A case in point is the recent ruling by the Supreme Court of the United States that “Jerusalem, Israel” cannot be listed as a place of birth on a US passport. You can’t have missed it – the capital city of a sovereign nation denied as a place of birth by six naked martinets who are convinced they wear the magnificent robes of justice. What’s next? Will the Supreme Court insist that someone born in the Falkland Islands have their birthplace listed as “Islas Malvinas”? I think it’s the Supreme Court justices who are indulging in fantasy. Didn’t their parents read to them the fairy tale about the emperor’s new clothes?
The world we live in is certainly a strange place, but no more so than when it comes to Israel. I’m not going to detail the absurd bias against Israel – I recommend organisations like Honest Reporting and Hillel Neuer’s UN Watch for that – but what I do want to say is that what we’re seeing not only defies rationality but has entered the realm of fantasy.
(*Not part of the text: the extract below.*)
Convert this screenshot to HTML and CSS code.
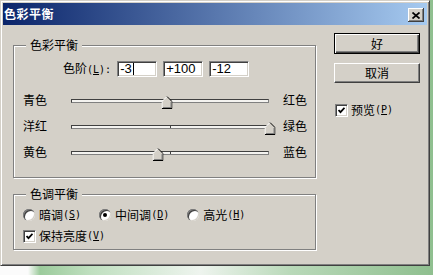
FILE: index.html
```html
<!DOCTYPE html>
<html lang="zh-CN">
<head>
    <meta charset="UTF-8">
    <title>色彩平衡</title>
    <link rel="stylesheet" href="styles.css">
</head>
<body>
    <div class="window">
        <div class="titlebar">
            <span class="title">色彩平衡</span>
            <div class="close">
                <svg width="8" height="7" viewBox="0 0 8 7"><path d="M0.5 0.5 L7.5 6.5 M7.5 0.5 L0.5 6.5" stroke="#000" stroke-width="1.7"/></svg>
            </div>
        </div>
        <div class="dialog">
            <div class="main">
                <fieldset class="group group-color">
                    <legend>色彩平衡</legend>
                    <div class="levels">
                        <label>色阶<span class="en">(<u>L</u>):</span></label>
                        <div class="field">-3<span class="caret"></span></div>
                        <div class="field">+100</div>
                        <div class="field">-12</div>
                    </div>
                    <div class="slider-row">
                        <span>青色</span>
                        <div class="slider">
                            <div class="track"><span class="tick"></span></div>
                            <div class="thumb" style="left: 48.5%">
                                <svg width="11" height="13" viewBox="0 0 11 13"><path d="M0.5 12.5 V5.5 L5.5 0.5 L10.5 5.5 V12.5 Z" fill="#d4d0c8"/><path d="M0.5 12 V5.5 L5.5 0.5" fill="none" stroke="#fff"/><path d="M5.5 0.5 L10.5 5.5 V12.5 H0.5" fill="none" stroke="#000"/><path d="M9.5 6 V11.5 H1.5" fill="none" stroke="#808080"/></svg>
                            </div>
                        </div>
                        <span class="right">红色</span>
                    </div>
                    <div class="slider-row">
                        <span>洋红</span>
                        <div class="slider">
                            <div class="track"><span class="tick"></span></div>
                            <div class="thumb" style="left: 100%">
                                <svg width="11" height="13" viewBox="0 0 11 13"><path d="M0.5 12.5 V5.5 L5.5 0.5 L10.5 5.5 V12.5 Z" fill="#d4d0c8"/><path d="M0.5 12 V5.5 L5.5 0.5" fill="none" stroke="#fff"/><path d="M5.5 0.5 L10.5 5.5 V12.5 H0.5" fill="none" stroke="#000"/><path d="M9.5 6 V11.5 H1.5" fill="none" stroke="#808080"/></svg>
                            </div>
                        </div>
                        <span class="right">绿色</span>
                    </div>
                    <div class="slider-row">
                        <span>黄色</span>
                        <div class="slider">
                            <div class="track"><span class="tick"></span></div>
                            <div class="thumb" style="left: 44%">
                                <svg width="11" height="13" viewBox="0 0 11 13"><path d="M0.5 12.5 V5.5 L5.5 0.5 L10.5 5.5 V12.5 Z" fill="#d4d0c8"/><path d="M0.5 12 V5.5 L5.5 0.5" fill="none" stroke="#fff"/><path d="M5.5 0.5 L10.5 5.5 V12.5 H0.5" fill="none" stroke="#000"/><path d="M9.5 6 V11.5 H1.5" fill="none" stroke="#808080"/></svg>
                            </div>
                        </div>
                        <span class="right">蓝色</span>
                    </div>
                </fieldset>

                <fieldset class="group group-tone">
                    <legend>色调平衡</legend>
                    <div class="radios">
                        <div class="option"><span class="radio"></span>暗调<span class="en">(<u>S</u>)</span></div>
                        <div class="option"><span class="radio on"></span>中间调<span class="en">(<u>D</u>)</span></div>
                        <div class="option"><span class="radio"></span>高光<span class="en">(<u>H</u>)</span></div>
                    </div>
                    <div class="option keep">
                        <span class="check"><svg width="7" height="7" viewBox="0 0 7 7"><path d="M0.5 3 L2.5 5.2 L6.5 0.8" stroke="#000" stroke-width="1.8" fill="none"/></svg></span>保持亮度<span class="en">(<u>V</u>)</span>
                    </div>
                </fieldset>
            </div>

            <div class="side">
                <div class="btn default">好</div>
                <div class="btn">取消</div>
                <div class="option preview">
                    <span class="check"><svg width="7" height="7" viewBox="0 0 7 7"><path d="M0.5 3 L2.5 5.2 L6.5 0.8" stroke="#000" stroke-width="1.8" fill="none"/></svg></span>预览<span class="en">(<u>P</u>)</span>
                </div>
            </div>
        </div>
    </div>
</body>
</html>
```

FILE: styles.css
```css
body {
    margin: 0;
    width: 433px;
    height: 275px;
    overflow: hidden;
    background: linear-gradient(to right, #fbfbfb 0, #fbfbfb 28px, #9ccb9c 40px, #bfdfbf 90px, #eef4ee 200px, #b9d9b9 290px, #8fbf8f 433px);
    font-family: "Noto Sans CJK SC", sans-serif;
    font-size: 12px;
    line-height: 14px;
    color: #000;
}
.window {
    box-sizing: border-box;
    width: 430px;
    height: 266px;
    padding: 2px;
    background: #d4d0c8;
    border: 1px solid;
    border-color: #d4d0c8 #404040 #404040 #d4d0c8;
    box-shadow: inset 1px 1px 0 #fff, inset -1px -1px 0 #808080;
}
.titlebar {
    display: flex;
    align-items: center;
    justify-content: space-between;
    height: 22px;
    padding: 0 3px 0 1px;
    background: linear-gradient(to right, #0a246a, #a6caf0);
}
.title {
    color: #fff;
    font-weight: bold;
    letter-spacing: 0.5px;
}
.close {
    box-sizing: border-box;
    width: 16px;
    height: 14px;
    margin-top: 2px;
    display: flex;
    align-items: center;
    justify-content: center;
    background: #d4d0c8;
    box-shadow: inset -1px -1px 0 #404040, inset 1px 1px 0 #fff, inset -2px -2px 0 #808080;
}
.dialog {
    display: flex;
    padding: 8px 0 0 10px;
}
.main {
    width: 303px;
}
.group {
    box-sizing: border-box;
    width: 303px;
    min-width: 0;
    margin: 0;
    padding: 0;
    border: 1px solid #808080;
    box-shadow: 1px 1px 0 #fff, inset 1px 1px 0 #fff;
}
.group legend {
    margin-left: 12px;
    padding: 0 4px;
    line-height: 14px;
    background: #d4d0c8;
}
.group-color {
    margin-top: 5px;
    padding-bottom: 12px;
}
.group-tone {
    margin-top: 9px;
    padding-bottom: 5px;
}
.en {
    font-family: "DejaVu Sans Mono", monospace;
    font-size: 10px;
}

/* 色阶 */
.levels {
    display: flex;
    align-items: center;
    gap: 6px;
    height: 16px;
    margin-top: 9px;
    padding-left: 49px;
}
.field {
    box-sizing: border-box;
    width: 40px;
    height: 16px;
    padding-left: 2px;
    background: #fff;
    border: 1px solid;
    border-color: #808080 #fff #fff #808080;
    box-shadow: inset 1px 1px 0 #404040, inset -1px -1px 0 #d4d0c8;
    font-family: "Liberation Sans", sans-serif;
    font-size: 13px;
    line-height: 14px;
}
.caret {
    display: inline-block;
    width: 1px;
    height: 12px;
    margin-left: 1px;
    vertical-align: -2px;
    background: #000;
}

/* sliders */
.slider-row {
    display: grid;
    grid-template-columns: 47px 200px auto;
    align-items: center;
    height: 26px;
    padding-left: 9px;
}
.slider-row:first-of-type {
    margin-top: 10px;
}
.levels + .slider-row {
    margin-top: 10px;
}
.right {
    margin-left: 13px;
}
.slider {
    position: relative;
    height: 26px;
}
.track {
    position: relative;
    box-sizing: border-box;
    height: 4px;
    margin: 12px 1px 0;
    background: #f4f3f0;
    border: 1px solid;
    border-color: #404040 #808080 #808080 #404040;
}
.tick {
    position: absolute;
    left: 98px;
    top: 0;
    width: 1px;
    height: 2px;
    background: #404040;
}
.thumb {
    position: absolute;
    top: 9px;
    width: 11px;
    height: 13px;
    transform: translateX(-50%);
}
.thumb svg {
    display: block;
}

/* tone */
.radios {
    display: flex;
    gap: 18px;
    height: 16px;
    margin-top: 6px;
    padding-left: 9px;
}
.option {
    display: flex;
    align-items: center;
    height: 16px;
}
.radio {
    display: flex;
    align-items: center;
    justify-content: center;
    width: 12px;
    height: 12px;
    margin-right: 4px;
    border-radius: 50%;
    background: #fff;
    box-shadow: inset 1px 1px 0 #808080, inset 2px 2px 0 #404040, inset -1px -1px 0 #d4d0c8;
}
.radio.on::after {
    content: "";
    width: 4px;
    height: 4px;
    border-radius: 50%;
    background: #000;
}
.check {
    box-sizing: border-box;
    display: flex;
    align-items: center;
    justify-content: center;
    width: 13px;
    height: 13px;
    margin-right: 3px;
    background: #fff;
    border: 1px solid;
    border-color: #808080 #fff #fff #808080;
    box-shadow: inset 1px 1px 0 #404040, inset -1px -1px 0 #d4d0c8;
}
.keep {
    margin-top: 5px;
    padding-left: 9px;
}

/* buttons */
.side {
    width: 86px;
    margin-left: 18px;
}
.btn {
    box-sizing: border-box;
    display: flex;
    align-items: center;
    justify-content: center;
    height: 20px;
    background: #d4d0c8;
    border: 1px solid;
    border-color: #fff #404040 #404040 #fff;
    box-shadow: inset -1px -1px 0 #808080;
}
.btn.default {
    height: 21px;
    border-color: #000;
    box-shadow: inset 1px 1px 0 #fff, inset -1px -1px 0 #404040, inset -2px -2px 0 #808080;
}
.btn + .btn {
    margin-top: 9px;
}
.preview {
    margin-top: 19px;
    padding-left: 1px;
}
```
Sure, you can ‘dispute’ Israel’s sovereignty over parts of Jerusalem, but Jerusalem is in Israel whether you like it or not. (I like it, just for the record.) To deny this is to put yourself in the company of fanatical terrorists who chant “from the river to the sea”. It’s not as if the IDF and stalwart Israeli leaders like Prime Minister Netanyahu are going to throw up their hands in surrender just because the BBC (and the US Supreme Court) are too obstinate to admit Jerusalem is the capital of Israel.
It doesn’t matter how many people decide to believe the fantasy that Jerusalem isn’t in Israel. The whole world could decide to rename Israel, but it wouldn’t make any difference and it wouldn’t be the first time either. Been there done that. Hadrian banned all Jews, called Jerusalem Aelia Capitolina, dedicated it to the god Jupiter, and renamed Judea and Samaria to Syria Palaestina. He may have left an enduring legacy, but the last time I checked there were more than six million Jews in Israel.
What makes headlines today will be forgotten tomorrow. If I may be so immodest as to quote from my own fantasy novel, senseless pronouncements like that of the US Supreme Court are “a drop in the sea in the history of man”. Which is fantasy and which is reality? My quote or the Supreme Court ruling? I’ll let you decide.